Again, we need to be targeting moderate intensity to begin each specific exercise and work our way up in weight in each of our sets.
Building strength entails breaking down muscle fibers by lifting heavy objects in order for them to repair and regrow stronger.
Furthermore, lifting weights creates new neural connections between your brain and muscles, allowing them to learn how to contract properly when lifting something heavy over time.
This neurological change increases your ability to lift even more.
Sets And Reps For Muscle Endurance
Muscular endurance refers to the ability to maintain an activity or movement for an extended period of time.
It’s essential for sports like running or cycling, where your muscles must exert force repeatedly to sustain you over long distances.
Many daily activities require muscular endurance, such as sitting at a desk with proper posture, which requires the long-term engagement of your abdominals and upper back.
Lifting light loads for 2 to 3 sets of 12 or more reps is recommended for muscular endurance. Isolation exercises are also great to add to your workout routine.
Rest periods should be no longer than 30 seconds as the shorter break will not only increase your endurance but also help you burn fat.
By lowering your weight and prolonging the time the muscles are under tension, you train them to hold up over time, rather than having the ability to move a lot of weight in one big push and then rest.
Sets And Reps For Muscle Power
Muscular power is defined as the ability to generate a lot of force in a short amount of time.
Consider the following exercises: box jumps and power cleans. Anything involving a quick high-intensity movement.
Muscular power is especially important in sports like football, sprinting, and throwing events like shot put and javelin throws.
Power training is still functionally beneficial for those who are not training for a specific sport.
Being able to quickly react and generate force can help you react to situations in everyday life.
Each rep should be extremely difficult, and you should feel as if you can’t do any more than the 1 to 5 reps you set out to do.
Beginners should begin with higher reps and lighter weights, or even with body-weight exercises.
As you gain explosive strength, gradually increase the resistance and the number of reps.
Building A Workout
Once you’ve determined your training objective, use the chart to determine the number of reps and sets you should complete during each workout.
It should also assist you in determining the intensity of your training.
The number of exercises you should do per workout depends on your goals and fitness level.
When you first begin, it is reasonable to perform one exercise per muscle group.
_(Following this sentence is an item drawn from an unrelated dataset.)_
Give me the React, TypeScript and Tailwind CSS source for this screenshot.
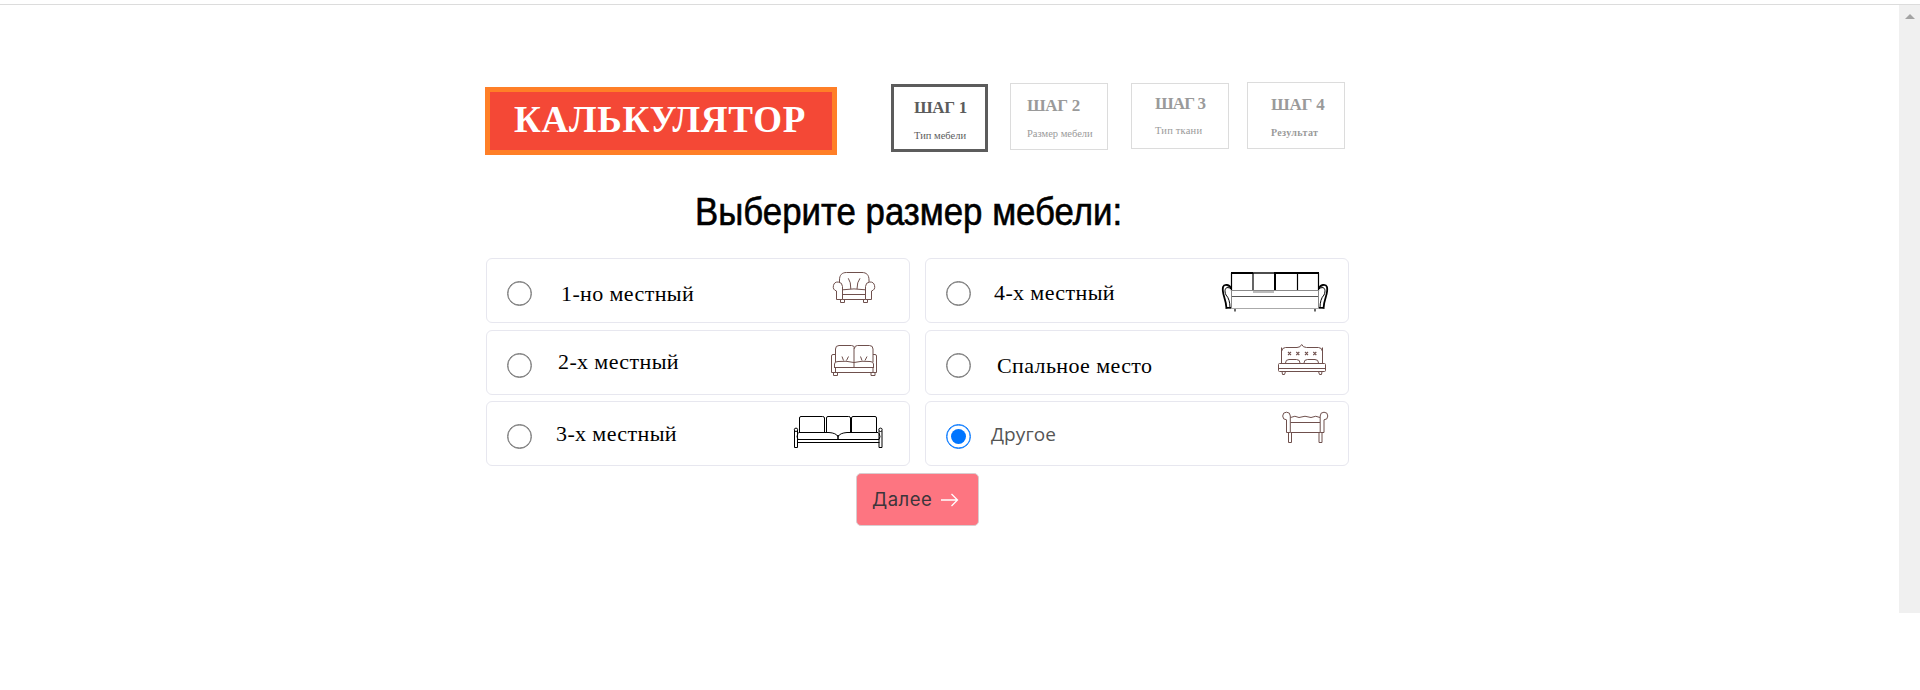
import { useState, type ReactNode } from "react";

const SERIF = "font-['Liberation_Serif',serif]";

function Armchair() {
  return (
    <svg width="44" height="33" viewBox="0 0 44 33" fill="none" stroke="#6f504d" strokeWidth="1">
      <path d="M7.500 11V9C7.500 4 10 1.500 14.500 1.500H30C34.500 1.500 37 4 37 9v2" />
      <path d="M4.500 20A4.600 4.600 0 1 1 10.500 15.500V28.500H4.500V20" />
      <path d="M39.500 20A4.600 4.600 0 1 0 33.500 15.500V28.500H39.500V20" />
      <path d="M10.500 18.800Q22 17 33.500 18.800M10.500 23.500H33.500M10.500 28.500H33.500" />
      <path d="M16.300 7.300Q19 11 18.800 18M28 7.300Q25 11 25 18" />
      <path d="M8.500 28.500V31.500H12.500V28.500M31.500 28.500V31.500H35.500V28.500" />
    </svg>
  );
}

function TwoSeater() {
  return (
    <svg width="48" height="33" viewBox="0 0 48 33" fill="none" stroke="#6f504d" strokeWidth="1">
      <path d="M5.500 18V5Q5.500 1.500 9 1.500H21.500Q24.500 1.500 24.500 4.500Q24.500 1.500 27.500 1.500H39.500Q43 1.500 43 5V18M24 4V23.500" />
      <path d="M5 10.500H3Q1.500 10.500 1.500 12V28.500H46.500V12Q46.500 10.500 45 10.500H43" />
      <path d="M4.500 24V20Q4.500 17.500 8 17.500Q16 16.500 24 18.500Q32 16.500 40 17.500Q43.500 17.500 43.500 20V24M4.500 23.500H43.500M5.500 24V28M43 24V28" />
      <path d="M12 12.500L13.500 16.500M18.500 12.500L16.500 16.500M30.500 12.500L32 16.500M37 12.500L35 16.500" />
      <path d="M3.500 28.500V31.500H7.500V28.500M41 28.500V31.500H45V28.500" />
    </svg>
  );
}

function ThreeSeater() {
  return (
    <svg width="91" height="34" viewBox="0 0 91 34" fill="none" stroke="#000" strokeWidth="1">
      <path d="M6.500 17V3Q6.500 1.500 8 1.500H29.500Q31.500 1.500 31.500 3V17M33.500 17V3Q33.500 1.500 35 1.500H55.500Q57.500 1.500 57.500 3V17M58.500 17V3Q58.500 1.500 60 1.500H82Q83.500 1.500 83.500 3V17" />
      <path d="M5 18Q3 22 5 24.500H86Q88 22 86 18M5.500 17.500H36Q43 18 45 21.500Q47 18 54 17.500H85" />
      <path d="M45 20V24.500" strokeWidth="1.500" />
      <path d="M4.500 27.500H86.500" />
      <path d="M1.500 16V32.500H4.500V16M86 16V32.500H89V16" />
      <circle cx="3" cy="14.800" r="1.700" />
      <circle cx="87.500" cy="14.800" r="1.700" />
    </svg>
  );
}

function FourSeater() {
  return (
    <svg width="110" height="43" viewBox="0 0 110 43" fill="none" stroke="#000">
      <path d="M11 3H99" strokeWidth="2" />
      <path d="M33 3H54" stroke="#999" strokeWidth="1" />
      <path d="M11.500 3V21M33 3V21M77.500 3V21M98.500 3V21" strokeWidth="1.200" />
      <path d="M55 3V21" strokeWidth="2" />
      <path d="M11 20.500H99" stroke="#8a8a8a" />
      <path d="M33 22H54" stroke="#bbb" strokeWidth="2" />
      <path d="M11 26.500H99" stroke="#555" />
      <path d="M5 38.500H105" stroke="#aaa" />
      <path d="M11.500 21V38M98.500 21V38" stroke="#888" />
      <path d="M11 19C10 14 4 14 3 17C1.500 24 6 28 6.500 38.500" strokeWidth="1.800" />
      <path d="M99 19C100 14 106 14 107 17C108.500 24 104 28 103.500 38.500" strokeWidth="1.800" />
      <path d="M9.500 18C5 16 4 21 6 25Q10 29 10 38M100.500 18C105 16 106 21 104 25Q100 29 100 38" strokeWidth="1" />
      <path d="M6 37.800H11M99 37.800H104" strokeWidth="1.500" />
      <path d="M15 39V41.500M95 39V41.500" stroke="#444" strokeWidth="1.600" />
    </svg>
  );
}

function Bed() {
  return (
    <svg width="50" height="33" viewBox="0 0 50 33" fill="none" stroke="#6f504d" strokeWidth="1">
      <path d="M4.500 4.500V20.500M45.500 4.500V20.500" />
      <path d="M4.500 8.500Q5 4.500 8.500 4.500H20Q23.500 4.500 24.700 1.500Q26 4.500 29.500 4.500H41.500Q45 4.500 45.500 8.500" />
      <path
        d="M11 9l3 3m0-3l-3 3M19.300 9l3 3m0-3l-3 3M28 9l3 3m0-3l-3 3M36.300 9l3 3m0-3l-3 3"
        strokeWidth="1.100"
      />
      <path d="M8.500 20Q8.500 16.500 12 16.500H19.500Q23 16.500 23 20M27 20Q27 16.500 30.500 16.500H38Q41.500 16.500 41.500 20" />
      <rect x="1.500" y="20.500" width="47" height="8" rx="1" />
      <path d="M1.500 25.500H48.500" />
      <path d="M5 28.500L5.500 31.500H7.500L8.500 28.500M41.500 28.500L42.500 31.500H44.500L45 28.500" />
    </svg>
  );
}

function Bench() {
  return (
    <svg width="49" height="34" viewBox="0 0 49 34" fill="none" stroke="#6f504d" strokeWidth="1">
      <path d="M5.500 9.800A3.800 3.800 0 1 1 9.300 6V22.500H5.500V9.800" />
      <path d="M43 9.800A3.800 3.800 0 1 0 39.200 6V22.500H43V9.800" />
      <path d="M9.500 7.500Q14 5 18 7.500Q24 5 30 7.500Q35 5 39 7.500M9.500 12.500H39M9.500 22.500H39" />
      <path d="M7.500 22.500V32.500H10.500V22.500M38 22.500V32.500H41V22.500" />
    </svg>
  );
}

type Step = { title: string; sub: string; box: string; titleCls: string; subCls: string };

const steps: Step[] = [
  {
    title: "ШАГ 1",
    sub: "Тип мебели",
    box: "ml-[54px] -mt-[3px] h-[68px] w-[97px] border-[3px] border-[#5c5c5c] pl-[20px] pt-[12px] text-[#5c5c5c]",
    titleCls: "text-[17px] tracking-[-0.3px]",
    subCls: "mt-[15px] text-[10.5px]",
  },
  {
    title: "ШАГ 2",
    sub: "Размер мебели",
    box: "ml-[22px] -mt-[4px] h-[67px] w-[98px] border border-[#dcdcdc] pl-[16px] pt-[13px] text-[#9a9a9a]",
    titleCls: "text-[17px] tracking-[-0.3px]",
    subCls: "mt-[15px] text-[10.5px]",
  },
  {
    title: "ШАГ 3",
    sub: "Тип ткани",
    box: "ml-[23px] -mt-[4px] h-[66px] w-[98px] border border-[#dcdcdc] pl-[23px] pt-[11px] text-[#9a9a9a]",
    titleCls: "text-[17px] tracking-[-0.9px]",
    subCls: "mt-[14px] text-[10.5px] tracking-[0.2px]",
  },
  {
    title: "ШАГ 4",
    sub: "Результат",
    box: "ml-[18px] -mt-[5px] h-[67px] w-[98px] border border-[#dcdcdc] pl-[23px] pt-[13px] text-[#9a9a9a]",
    titleCls: "text-[17px] tracking-[-0.2px]",
    subCls: "mt-[15px] text-[10px] font-bold tracking-[0.35px]",
  },
];

type Option = { label: string; labelCls: string; icon: ReactNode; iconCls: string };

const options: Option[] = [
  { label: "1-но местный", labelCls: "ml-[29px] mt-[24px]", icon: <Armchair />, iconCls: "mr-[33px] mt-[12px]" },
  { label: "4-х местный", labelCls: "ml-[23px] mt-[23px]", icon: <FourSeater />, iconCls: "mr-[18px] mt-[11px]" },
  { label: "2-х местный", labelCls: "ml-[26px] mt-[20px]", icon: <TwoSeater />, iconCls: "mr-[31px] mt-[13px]" },
  { label: "Спальное место", labelCls: "ml-[26px] mt-[24px]", icon: <Bed />, iconCls: "mr-[21px] mt-[12px]" },
  { label: "3-х местный", labelCls: "ml-[24px] mt-[21px]", icon: <ThreeSeater />, iconCls: "mr-[25px] mt-[13px]" },
  { label: "Другое", labelCls: "ml-[20px] mt-[23px]", icon: <Bench />, iconCls: "mr-[18px] mt-[8px]" },
];

export default function App() {
  const [selected, setSelected] = useState(5);

  return (
    <div className="flex h-[690px] w-full flex-col overflow-hidden bg-white">
      <div className="h-[5px] shrink-0 border-b border-[#dcdcdc]" />
      <div className="flex h-[608px] shrink-0 justify-between">
        <main className="ml-[485px] w-[880px] pt-[82px]">
          <header className={`flex h-[68px] items-start ${SERIF}`}>
            <h1 className="h-[68px] w-[352px] border-[5px] border-[#ff7f27] bg-[#f44836] pl-[24px] pt-[9px] text-[37px] leading-none font-bold tracking-[0.75px] whitespace-nowrap text-white">
              КАЛЬКУЛЯТОР
            </h1>
            {steps.map((s) => (
              <div key={s.title} className={`shrink-0 leading-none whitespace-nowrap ${s.box}`}>
                <div className={`leading-none font-bold ${s.titleCls}`}>{s.title}</div>
                <div className={`leading-none ${s.subCls}`}>{s.sub}</div>
              </div>
            ))}
          </header>

          <h2 className="mt-[38px] ml-[210px] h-[38px] origin-left scale-x-[0.916] font-['Liberation_Sans',sans-serif] text-[38px] leading-none whitespace-nowrap text-black [-webkit-text-stroke:0.6px_black]">
            Выберите размер мебели:
          </h2>

          <div className="mt-[27px] ml-px grid w-[863px] grid-cols-[424px_424px] grid-rows-[65px_65px_65px] gap-x-[15px] gap-y-[6.5px]">
            {options.map((o, i) => {
              const on = selected === i;
              return (
                <label key={o.label} className="flex items-start rounded-md border border-[#e7e7ef]">
                  <input type="radio" name="size" className="sr-only" checked={on} onChange={() => setSelected(i)} />
                  <span
                    className={`mt-[22px] ml-[20px] flex size-[25px] shrink-0 items-center justify-center rounded-full border ${on ? "border-[#0075ff] shadow-[inset_0_0_0_0.4px_#0075ff]" : "border-[#767676] shadow-[inset_0_0_0_0.4px_#767676]"}`}
                  >
                    {on && <span className="size-[15px] rounded-full bg-[#0075ff]" />}
                  </span>
                  <span
                    className={`leading-none whitespace-nowrap ${o.labelCls} ${i === 5 ? "font-['Open_Sans',sans-serif] text-[19px] tracking-[0.1px] text-[#555]" : `${SERIF} text-[22px] tracking-[0.38px] text-black`}`}
                  >
                    {o.label}
                  </span>
                  <span className={`ml-auto shrink-0 ${o.iconCls}`}>{o.icon}</span>
                </label>
              );
            })}
          </div>

          <button className="mt-[7px] ml-[371px] flex h-[53px] w-[123px] items-center rounded-[5px] border border-[#d9cccf] bg-[#fd7581] pl-[15px] font-['Inter',sans-serif] text-[18.5px] tracking-[0.5px] text-[#3b353b]">
            <span>Далее</span>
            <svg className="ml-[8px]" width="19" height="14" viewBox="0 0 19 14" fill="none" stroke="#fff" strokeWidth="1.300">
              <path d="M1 7H17.500M11.500 1L17.500 7L11.500 13" />
            </svg>
          </button>
        </main>

        <aside className="flex w-[21px] justify-center bg-[#f0f0f0] pt-[9px]">
          <svg width="10" height="5" viewBox="0 0 10 5" fill="#a3a3a3">
            <path d="M5 0L10 5H0Z" />
          </svg>
        </aside>
      </div>
    </div>
  );
}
To ensure that your workout is both safe and effective, use proper form when performing each move.
Aim for 8-10 total sets for each muscle group you are working, for example, chest, with 2-3 sets of 8-12 reps for each exercise.
If you do 3 sets of each exercise, this means it is best to do 3 different exercises during that workout for 3-4 sets each.
If you do 2 sets of each exercise, you would want to do 2 different exercises but 4-5 sets for each exercise.
Remember, if you work the same muscle group twice a week, we want to keep it under 20 sets per muscle group per week.
You probably want to know how many times per week you should work out in addition to knowing your sets and reps for each exercise.
The ideal number of training sessions for you may be determined by your lifestyle, goals, and schedule.
When people train each muscle group twice a week, they achieve the best results.
By training each muscle group twice a week, you can work hard and intensely without overtraining in a single workout session.
This training schedule is also beneficial because it can reduce your time commitment to working out while still producing outstanding results.
There are numerous ways to organize your workout. Of course, you can simply walk through the weight room and complete each exercise as equipment becomes available.
For example, if the dumbbells you need for your shoulder press are unavailable, you can perform lat pulldowns until the weights you require become available.
Circuit training, for example, involves performing each exercise one after the other without rest.